Confidence is 1 - entropy of the softmax distribution, normalised to [0, 1]. High confidence = model is certain about its prediction.
score_chunked_confidence_weighted
¶
score_chunked_confidence_weighted(premise: str, hypothesis: str, inner_agg: str = 'max', premise_ratio: float = 0.4, overlap_ratio: float = 0.0) -> tuple[float, list[float]]
Chunked scoring with confidence-weighted outer aggregation.
Instead of max/mean over hypothesis chunks, weights each chunk's divergence by the model's confidence (1 - normalised entropy). Uncertain chunks contribute less to the aggregate.
decompose_claims
¶
Split text into individual claim sentences.
score_decomposed
¶
Score each claim in hypothesis independently against premise.
Returns (max_score, per_claim_scores).
score_claim_coverage
¶
score_claim_coverage(source: str, summary: str, support_threshold: float = 0.6) -> tuple[float, list[float], list[str]]
Decompose summary into claims and compute coverage against source.
A claim is "supported" when its NLI divergence < support_threshold.

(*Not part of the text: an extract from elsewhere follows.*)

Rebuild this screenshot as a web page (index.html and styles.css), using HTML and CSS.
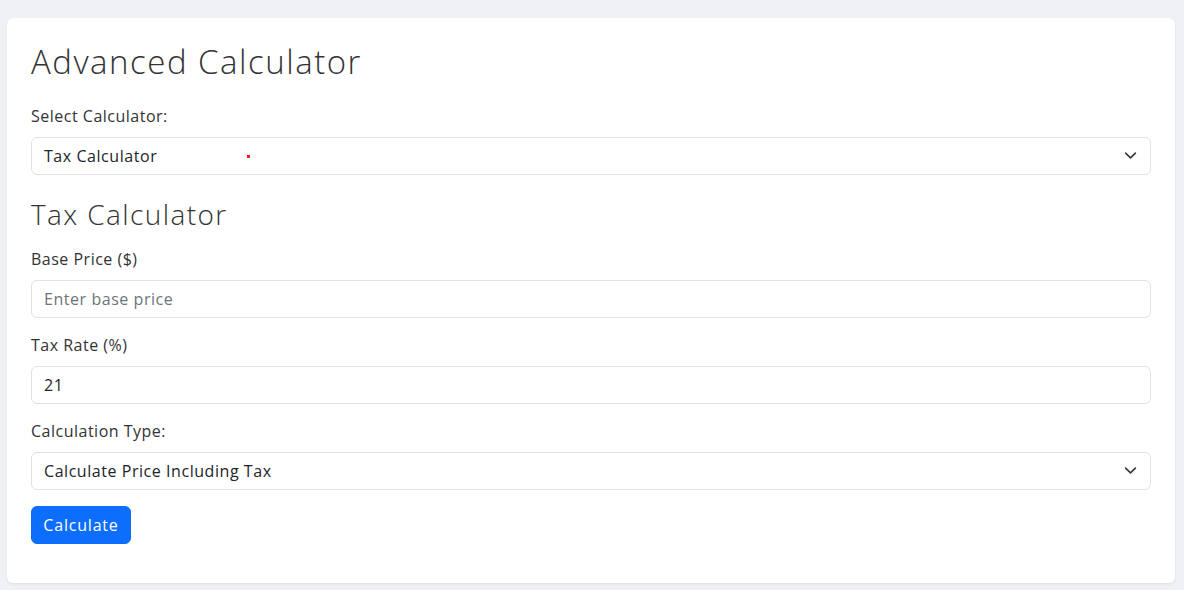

Coverage = supported_claims / total_claims.
For long sources, each claim is scored with chunked NLI so that at least one source chunk can provide evidence.
Returns (coverage, per_claim_divergences, claims).
score_claim_coverage_with_attribution
¶
score_claim_coverage_with_attribution(source: str, summary: str, support_threshold: float = 0.6) -> tuple[float, list[float], list[str], list]
Like score_claim_coverage but also returns sentence-level attributions.
For each claim, finds the source sentence with lowest divergence (best evidence match). Returns list of ClaimAttribution objects.
director_ai.core.scoring.nli.nli_available
¶
Check whether torch + transformers are importable.